Attenzione bisogna dividere il Natale dal compleanno di Gesù. Non è una questione religiosa, anzi niente di più lontano. Per lavoro vivo questo periodo in maniera commerciale, ci sta, pensa se facessi il becchino, la vivrei un po' peggio sicuramente, a livello familiare lo vivo bene, pasto caldo, visi amici tante risate, molte telefonate perché la mia famiglia va dalle Due Torri in giù, o come preferirei scrivere "dal baraccone al mare".
Come posso credere nel natale, che simboleggia la nascita, lo spirito, il dono, se nei trecento cinquantotto giorni precedenti, scappiamo?

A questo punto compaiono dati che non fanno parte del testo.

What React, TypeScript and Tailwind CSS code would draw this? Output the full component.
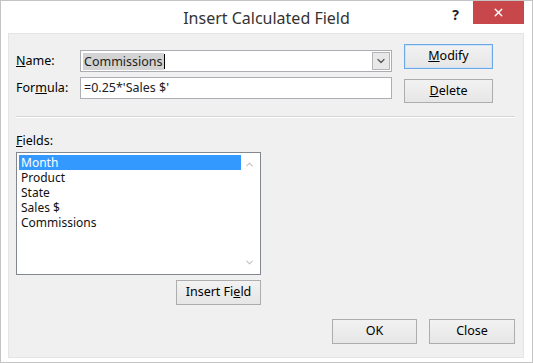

Eh si scappiamo, perché non sappiamo stare con noi stessi, non sappiamo stare con le persone, perché siamo tutti "storie" che durano ventiquattro ore, torniamo invisibili a noi stessi, ci diamo dei termini, mettiamo dei limiti dei paletti, durante l'anno siamo canzoni cantate, poi odiate, drink, messaggi, vocali, telefonate mai fatte perché troppo orgogliosi. Perché comunichiamo non comunicando in maniera diretta, è il nostro modo tacito e libero di farci capire le cose a vicenda. Quelle cose che proprio non vogliamo ammettere, consapevoli.
Non credo nel natale proprio per questo principio, stiamo a passo con il mondo, siamo attenti al clima, ai diritti, ai moscerini, pronti al blue monday, al black friday, alle cazzate più oscene, ma non facciamo nascere nulla dentro di noi.
Abbiamo creduto alla lettera per Babbo Natale, ma adesso finisce tutto nella Lista dei desideri o nel carrello di Amazon, o di qualsiasi altro sito. Andiamo in ansia se il corriere arriva in ritardo, ci avvaliamo della presunta conoscenza di diritti del consumatore, starnazzando eventuali ripercussioni verso tutti, stiamo diventando un rimborso su una prepagata.
Ci neghiamo i nostri reali desideri, preferiamo conoscere noi stessi per sommi capi, servono le sere piovose per poi "crollare", non vogliamo avere diritti su noi stessi, postiamo principi che durano ventiquattro ore. Tutto dura un giorno, per stress, ansia, paura, non si da fiducia, non si prova, non si assaggia, non si azzarda.
Non fatemene una colpa, non credo a sette giorni di bontà e sorrisi, punto agli altri trecento cinquantotto, perché coltivare un terreno difficile è molto più soddisfacente.
In tutto questo mio scetticismo, ho chiesto anche io qualcosa per Natale, l'ho chiesta a Babbo Natale, al mondo, ma soprattutto a me stesso e non solo, tornare a crederci.
Non è un addio con il natale, non lo sarà mai. Ora c'è qualcosa da curare.
Tardelli, tranquillo un giorno correrò e urlerò come te.
A voi Buon Natale.
WoM
P.s Le canzoni che hanno accompagnato questo pezzo sono "Regali di Natale" di Venditti, e "La mia ultima storia" di Aiello.